#### STORED DATA
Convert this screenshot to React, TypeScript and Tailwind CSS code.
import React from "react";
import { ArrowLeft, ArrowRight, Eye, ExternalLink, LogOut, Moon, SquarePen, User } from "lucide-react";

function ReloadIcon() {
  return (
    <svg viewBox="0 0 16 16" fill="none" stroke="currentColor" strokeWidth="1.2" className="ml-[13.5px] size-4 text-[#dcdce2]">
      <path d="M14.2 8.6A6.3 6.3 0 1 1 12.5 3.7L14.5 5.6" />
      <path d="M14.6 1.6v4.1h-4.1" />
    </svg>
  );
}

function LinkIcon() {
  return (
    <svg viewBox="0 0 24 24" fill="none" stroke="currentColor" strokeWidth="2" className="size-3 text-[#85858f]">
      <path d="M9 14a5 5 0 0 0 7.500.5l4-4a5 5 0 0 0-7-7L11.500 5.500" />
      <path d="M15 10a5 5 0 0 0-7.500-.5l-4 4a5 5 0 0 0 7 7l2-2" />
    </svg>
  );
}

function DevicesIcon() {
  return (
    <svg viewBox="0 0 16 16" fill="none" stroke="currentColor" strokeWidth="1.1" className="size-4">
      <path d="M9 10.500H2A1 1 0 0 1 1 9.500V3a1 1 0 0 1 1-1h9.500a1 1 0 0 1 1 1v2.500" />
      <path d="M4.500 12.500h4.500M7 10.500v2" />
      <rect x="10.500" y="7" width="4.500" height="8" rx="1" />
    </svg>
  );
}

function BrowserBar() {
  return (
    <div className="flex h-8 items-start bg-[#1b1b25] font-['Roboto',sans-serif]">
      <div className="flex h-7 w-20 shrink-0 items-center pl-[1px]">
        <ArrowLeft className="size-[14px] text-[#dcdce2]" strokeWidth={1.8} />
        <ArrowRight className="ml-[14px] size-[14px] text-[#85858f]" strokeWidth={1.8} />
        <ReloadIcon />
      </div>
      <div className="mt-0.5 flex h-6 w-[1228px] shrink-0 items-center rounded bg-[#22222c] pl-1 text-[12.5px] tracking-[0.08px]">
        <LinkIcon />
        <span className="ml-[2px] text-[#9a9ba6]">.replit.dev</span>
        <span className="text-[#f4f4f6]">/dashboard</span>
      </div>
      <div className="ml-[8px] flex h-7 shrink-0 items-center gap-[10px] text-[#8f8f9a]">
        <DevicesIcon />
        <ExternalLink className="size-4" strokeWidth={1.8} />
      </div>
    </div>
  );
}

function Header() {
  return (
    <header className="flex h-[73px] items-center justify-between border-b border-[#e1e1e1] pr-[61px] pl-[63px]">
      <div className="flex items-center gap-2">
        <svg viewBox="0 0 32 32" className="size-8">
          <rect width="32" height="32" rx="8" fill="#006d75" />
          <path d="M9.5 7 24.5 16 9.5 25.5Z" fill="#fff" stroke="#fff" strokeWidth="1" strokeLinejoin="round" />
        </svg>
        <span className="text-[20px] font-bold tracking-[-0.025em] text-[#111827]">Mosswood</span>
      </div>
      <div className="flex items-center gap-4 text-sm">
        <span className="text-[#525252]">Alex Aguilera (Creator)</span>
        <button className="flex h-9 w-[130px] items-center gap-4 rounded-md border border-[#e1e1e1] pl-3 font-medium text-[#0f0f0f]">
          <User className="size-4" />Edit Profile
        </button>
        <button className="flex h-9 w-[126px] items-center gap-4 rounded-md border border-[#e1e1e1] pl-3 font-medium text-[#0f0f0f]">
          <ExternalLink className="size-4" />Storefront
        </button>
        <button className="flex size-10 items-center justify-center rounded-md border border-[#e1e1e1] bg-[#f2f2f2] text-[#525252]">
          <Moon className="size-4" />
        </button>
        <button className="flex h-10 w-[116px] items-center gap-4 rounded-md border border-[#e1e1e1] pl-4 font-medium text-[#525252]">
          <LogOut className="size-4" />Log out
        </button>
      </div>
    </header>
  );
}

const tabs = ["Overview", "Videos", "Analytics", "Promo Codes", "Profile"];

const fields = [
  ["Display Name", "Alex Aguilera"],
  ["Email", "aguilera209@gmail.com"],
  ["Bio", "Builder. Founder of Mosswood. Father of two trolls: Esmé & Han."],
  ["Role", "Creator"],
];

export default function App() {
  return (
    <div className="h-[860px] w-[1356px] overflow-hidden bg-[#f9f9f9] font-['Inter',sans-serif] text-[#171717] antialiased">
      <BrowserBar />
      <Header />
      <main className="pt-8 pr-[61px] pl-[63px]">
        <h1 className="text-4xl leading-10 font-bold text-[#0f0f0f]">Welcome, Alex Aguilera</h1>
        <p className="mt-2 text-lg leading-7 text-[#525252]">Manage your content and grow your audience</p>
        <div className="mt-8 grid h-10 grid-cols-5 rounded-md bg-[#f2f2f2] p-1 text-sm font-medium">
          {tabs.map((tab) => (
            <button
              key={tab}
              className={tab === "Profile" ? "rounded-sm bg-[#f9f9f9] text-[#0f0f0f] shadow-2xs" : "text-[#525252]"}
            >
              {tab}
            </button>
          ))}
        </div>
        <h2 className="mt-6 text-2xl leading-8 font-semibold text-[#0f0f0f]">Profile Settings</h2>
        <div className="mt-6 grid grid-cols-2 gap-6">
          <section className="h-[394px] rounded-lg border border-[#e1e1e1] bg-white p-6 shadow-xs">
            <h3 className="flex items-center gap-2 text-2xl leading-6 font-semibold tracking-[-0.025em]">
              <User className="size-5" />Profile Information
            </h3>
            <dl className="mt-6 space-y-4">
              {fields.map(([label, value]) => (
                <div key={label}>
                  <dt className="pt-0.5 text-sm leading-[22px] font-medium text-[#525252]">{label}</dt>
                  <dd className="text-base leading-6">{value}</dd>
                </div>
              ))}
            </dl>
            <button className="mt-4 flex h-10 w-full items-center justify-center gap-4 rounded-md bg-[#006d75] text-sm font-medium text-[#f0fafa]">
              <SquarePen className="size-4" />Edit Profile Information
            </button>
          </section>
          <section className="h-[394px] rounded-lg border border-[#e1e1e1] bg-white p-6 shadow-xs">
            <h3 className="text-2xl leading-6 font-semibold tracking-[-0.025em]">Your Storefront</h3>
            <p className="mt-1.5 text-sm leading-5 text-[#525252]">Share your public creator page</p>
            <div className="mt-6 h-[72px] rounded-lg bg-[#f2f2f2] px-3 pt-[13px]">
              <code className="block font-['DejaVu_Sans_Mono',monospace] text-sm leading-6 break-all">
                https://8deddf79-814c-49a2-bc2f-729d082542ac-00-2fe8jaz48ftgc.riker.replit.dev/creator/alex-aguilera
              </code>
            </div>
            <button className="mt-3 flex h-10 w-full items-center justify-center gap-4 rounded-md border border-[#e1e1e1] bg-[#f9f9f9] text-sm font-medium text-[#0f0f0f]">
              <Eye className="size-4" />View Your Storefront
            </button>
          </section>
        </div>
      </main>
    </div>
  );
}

#### INSTRUCTIONS TO FOLLOW
Print all of the data exactly as it was given.

#### RESULT FOR THIS EXERCISE
Convert this screenshot to React, TypeScript and Tailwind CSS code.
import React from "react";
import { ArrowLeft, ArrowRight, Eye, ExternalLink, LogOut, Moon, SquarePen, User } from "lucide-react";

function ReloadIcon() {
  return (
    <svg viewBox="0 0 16 16" fill="none" stroke="currentColor" strokeWidth="1.2" className="ml-[13.5px] size-4 text-[#dcdce2]">
      <path d="M14.2 8.6A6.3 6.3 0 1 1 12.5 3.7L14.5 5.6" />
      <path d="M14.6 1.6v4.1h-4.1" />
    </svg>
  );
}

function LinkIcon() {
  return (
    <svg viewBox="0 0 24 24" fill="none" stroke="currentColor" strokeWidth="2" className="size-3 text-[#85858f]">
      <path d="M9 14a5 5 0 0 0 7.500.5l4-4a5 5 0 0 0-7-7L11.500 5.500" />
      <path d="M15 10a5 5 0 0 0-7.500-.5l-4 4a5 5 0 0 0 7 7l2-2" />
    </svg>
  );
}

function DevicesIcon() {
  return (
    <svg viewBox="0 0 16 16" fill="none" stroke="currentColor" strokeWidth="1.1" className="size-4">
      <path d="M9 10.500H2A1 1 0 0 1 1 9.500V3a1 1 0 0 1 1-1h9.500a1 1 0 0 1 1 1v2.500" />
      <path d="M4.500 12.500h4.500M7 10.500v2" />
      <rect x="10.500" y="7" width="4.500" height="8" rx="1" />
    </svg>
  );
}

function BrowserBar() {
  return (
    <div className="flex h-8 items-start bg-[#1b1b25] font-['Roboto',sans-serif]">
      <div className="flex h-7 w-20 shrink-0 items-center pl-[1px]">
        <ArrowLeft className="size-[14px] text-[#dcdce2]" strokeWidth={1.8} />
        <ArrowRight className="ml-[14px] size-[14px] text-[#85858f]" strokeWidth={1.8} />
        <ReloadIcon />
      </div>
      <div className="mt-0.5 flex h-6 w-[1228px] shrink-0 items-center rounded bg-[#22222c] pl-1 text-[12.5px] tracking-[0.08px]">
        <LinkIcon />
        <span className="ml-[2px] text-[#9a9ba6]">.replit.dev</span>
        <span className="text-[#f4f4f6]">/dashboard</span>
      </div>
      <div className="ml-[8px] flex h-7 shrink-0 items-center gap-[10px] text-[#8f8f9a]">
        <DevicesIcon />
        <ExternalLink className="size-4" strokeWidth={1.8} />
      </div>
    </div>
  );
}

function Header() {
  return (
    <header className="flex h-[73px] items-center justify-between border-b border-[#e1e1e1] pr-[61px] pl-[63px]">
      <div className="flex items-center gap-2">
        <svg viewBox="0 0 32 32" className="size-8">
          <rect width="32" height="32" rx="8" fill="#006d75" />
          <path d="M9.5 7 24.5 16 9.5 25.5Z" fill="#fff" stroke="#fff" strokeWidth="1" strokeLinejoin="round" />
        </svg>
        <span className="text-[20px] font-bold tracking-[-0.025em] text-[#111827]">Mosswood</span>
      </div>
      <div className="flex items-center gap-4 text-sm">
        <span className="text-[#525252]">Alex Aguilera (Creator)</span>
        <button className="flex h-9 w-[130px] items-center gap-4 rounded-md border border-[#e1e1e1] pl-3 font-medium text-[#0f0f0f]">
          <User className="size-4" />Edit Profile
        </button>
        <button className="flex h-9 w-[126px] items-center gap-4 rounded-md border border-[#e1e1e1] pl-3 font-medium text-[#0f0f0f]">
          <ExternalLink className="size-4" />Storefront
        </button>
        <button className="flex size-10 items-center justify-center rounded-md border border-[#e1e1e1] bg-[#f2f2f2] text-[#525252]">
          <Moon className="size-4" />
        </button>
        <button className="flex h-10 w-[116px] items-center gap-4 rounded-md border border-[#e1e1e1] pl-4 font-medium text-[#525252]">
          <LogOut className="size-4" />Log out
        </button>
      </div>
    </header>
  );
}

const tabs = ["Overview", "Videos", "Analytics", "Promo Codes", "Profile"];

const fields = [
  ["Display Name", "Alex Aguilera"],
  ["Email", "aguilera209@gmail.com"],
  ["Bio", "Builder. Founder of Mosswood. Father of two trolls: Esmé & Han."],
  ["Role", "Creator"],
];

export default function App() {
  return (
    <div className="h-[860px] w-[1356px] overflow-hidden bg-[#f9f9f9] font-['Inter',sans-serif] text-[#171717] antialiased">
      <BrowserBar />
      <Header />
      <main className="pt-8 pr-[61px] pl-[63px]">
        <h1 className="text-4xl leading-10 font-bold text-[#0f0f0f]">Welcome, Alex Aguilera</h1>
        <p className="mt-2 text-lg leading-7 text-[#525252]">Manage your content and grow your audience</p>
        <div className="mt-8 grid h-10 grid-cols-5 rounded-md bg-[#f2f2f2] p-1 text-sm font-medium">
          {tabs.map((tab) => (
            <button
              key={tab}
              className={tab === "Profile" ? "rounded-sm bg-[#f9f9f9] text-[#0f0f0f] shadow-2xs" : "text-[#525252]"}
            >
              {tab}
            </button>
          ))}
        </div>
        <h2 className="mt-6 text-2xl leading-8 font-semibold text-[#0f0f0f]">Profile Settings</h2>
        <div className="mt-6 grid grid-cols-2 gap-6">
          <section className="h-[394px] rounded-lg border border-[#e1e1e1] bg-white p-6 shadow-xs">
            <h3 className="flex items-center gap-2 text-2xl leading-6 font-semibold tracking-[-0.025em]">
              <User className="size-5" />Profile Information
            </h3>
            <dl className="mt-6 space-y-4">
              {fields.map(([label, value]) => (
                <div key={label}>
                  <dt className="pt-0.5 text-sm leading-[22px] font-medium text-[#525252]">{label}</dt>
                  <dd className="text-base leading-6">{value}</dd>
                </div>
              ))}
            </dl>
            <button className="mt-4 flex h-10 w-full items-center justify-center gap-4 rounded-md bg-[#006d75] text-sm font-medium text-[#f0fafa]">
              <SquarePen className="size-4" />Edit Profile Information
            </button>
          </section>
          <section className="h-[394px] rounded-lg border border-[#e1e1e1] bg-white p-6 shadow-xs">
            <h3 className="text-2xl leading-6 font-semibold tracking-[-0.025em]">Your Storefront</h3>
            <p className="mt-1.5 text-sm leading-5 text-[#525252]">Share your public creator page</p>
            <div className="mt-6 h-[72px] rounded-lg bg-[#f2f2f2] px-3 pt-[13px]">
              <code className="block font-['DejaVu_Sans_Mono',monospace] text-sm leading-6 break-all">
                https://8deddf79-814c-49a2-bc2f-729d082542ac-00-2fe8jaz48ftgc.riker.replit.dev/creator/alex-aguilera
              </code>
            </div>
            <button className="mt-3 flex h-10 w-full items-center justify-center gap-4 rounded-md border border-[#e1e1e1] bg-[#f9f9f9] text-sm font-medium text-[#0f0f0f]">
              <Eye className="size-4" />View Your Storefront
            </button>
          </section>
        </div>
      </main>
    </div>
  );
}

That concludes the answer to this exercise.